How can farmers make the most of the new 'super deduction'?

In March 2021, Chancellor Rishi Sunak announced the introduction of a new ‘super deduction', which allows companies to claim 130% relief on the acquisition of most new plant and machinery.

Peter Harker, partner, Saffery Champness, and a member of the firm’s Landed Estates and Rural Business Group, said:

"The super deduction is a new measure designed to encourage capital expenditure.

"It permits all companies subject to UK corporation tax to claim 130% capital allowances on qualifying plant and machinery which would normally be relieved at 18% per annum."

What are the key points to consider for eligibility for the super deduction?

It should also be noted at the outset, that where assets on which the super deduction have been claimed are disposed of in accounting periods prior to April 1, 2023 clawback rules are applicable.

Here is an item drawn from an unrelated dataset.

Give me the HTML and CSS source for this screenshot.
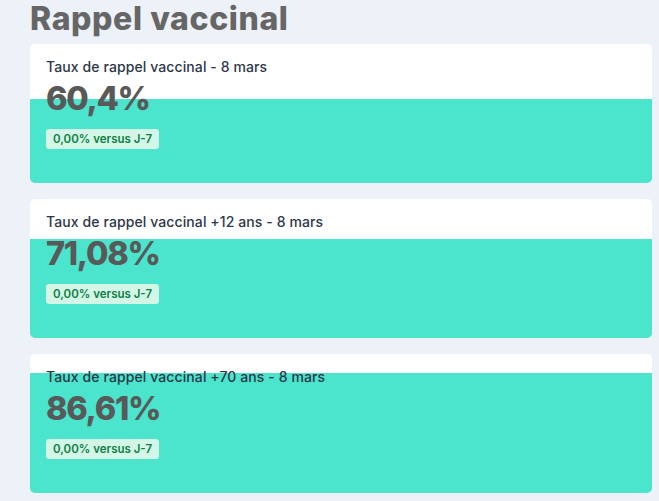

How does it compare to the Annual Investment Allowance (AIA)?

Peter Harker said:

"There will be times when the super deduction cannot be applied but where the AIA is available.

"Qualification for the super deduction and AIA also differs so it is important that the right approach is used.

"Additionally, companies that make trading losses as a result of significant investment in fixed assets in order to qualify for the super deduction may now have taxable losses that they can carry back against trading profits for the previous three years."